Individuals holding traditional forms of power--Kings and Presidents, Captains of Industry and Generals of the military--have always had a place of prominence in the story of the past. It’s the “nameless millions” who have been diminished, been made to disappear, in the historical record. In works of African American history these “nameless millions” are given a voice, their strivings noted and, where justified, celebrated. This example has done much to change the character of historical works today. Along with African Americans, historians over the past four decades have discovered the voices of others long silenced--women, the working classes, Native Americans, Gays, Latinos, Asians, and the ethnic rainbow that is America. It seems that “nameless millions” have been striving on a number of fronts.

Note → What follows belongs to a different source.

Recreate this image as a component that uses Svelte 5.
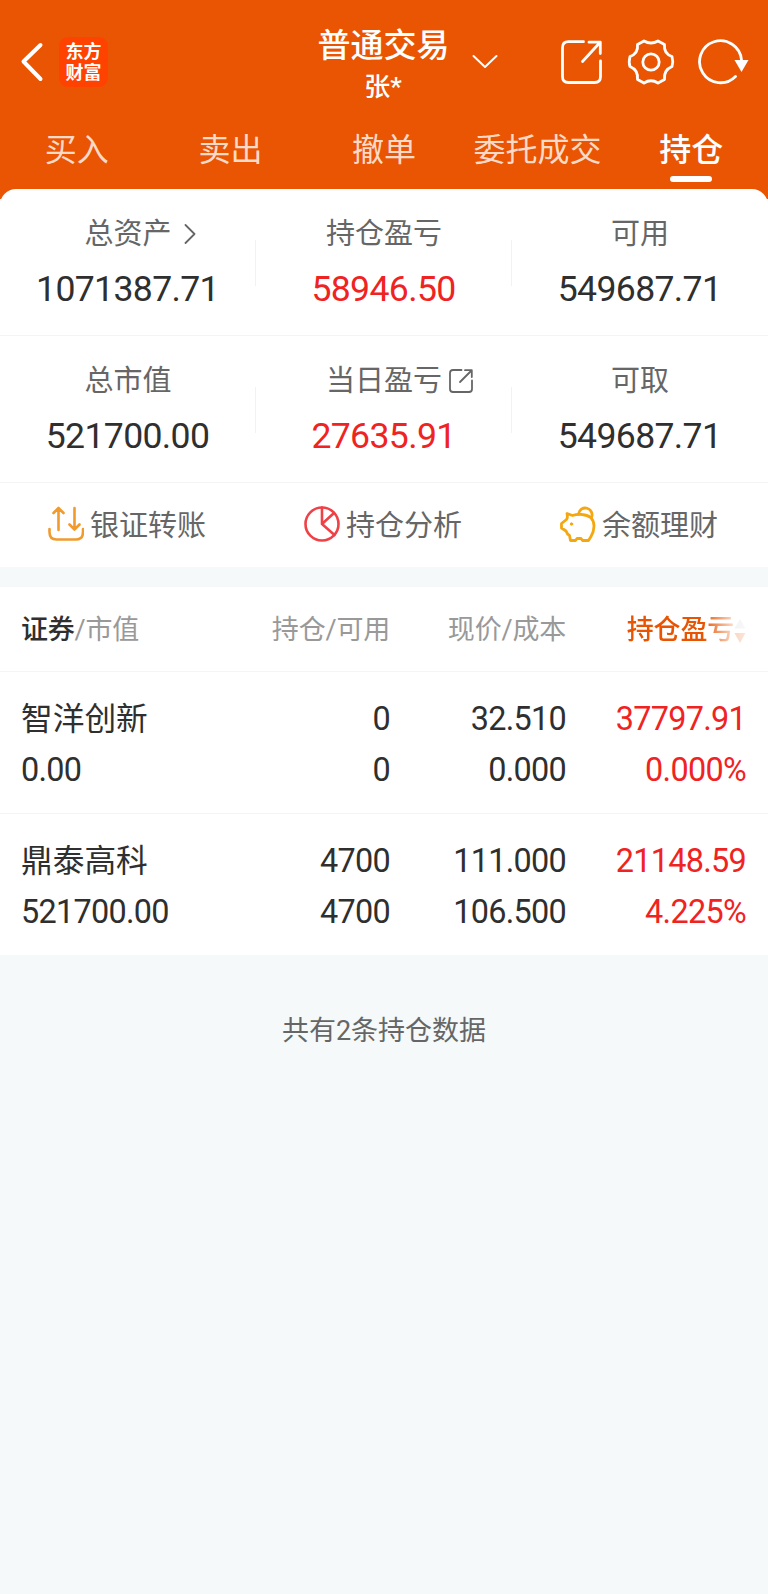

I have personally heard harsh criticisms along the lines of we can still see the “Slavery” but where’s the “Freedom” hurled in Franklin’s direction. This is a shallow and unfair comment on a great work. The “Freedom” in Professor Franklin’s title always implied a goal to be sought and not a destination already reached. Each of the five editions of his work that I own ends with essentially the same observation, a call to African Americans to “carry forward the struggle for freedom at home, for the sake of America’s role, and abroad, for the sake of the survival of the world.” In From Slavery to Freedom: A History of African Americans, John Hope Franklin has made a signal contribution to “carry[ing] forward the struggle.”

Franklin's book has played a vital role in shaping how we understand our past and ourselves in that past. You should get yourself a copy and read it.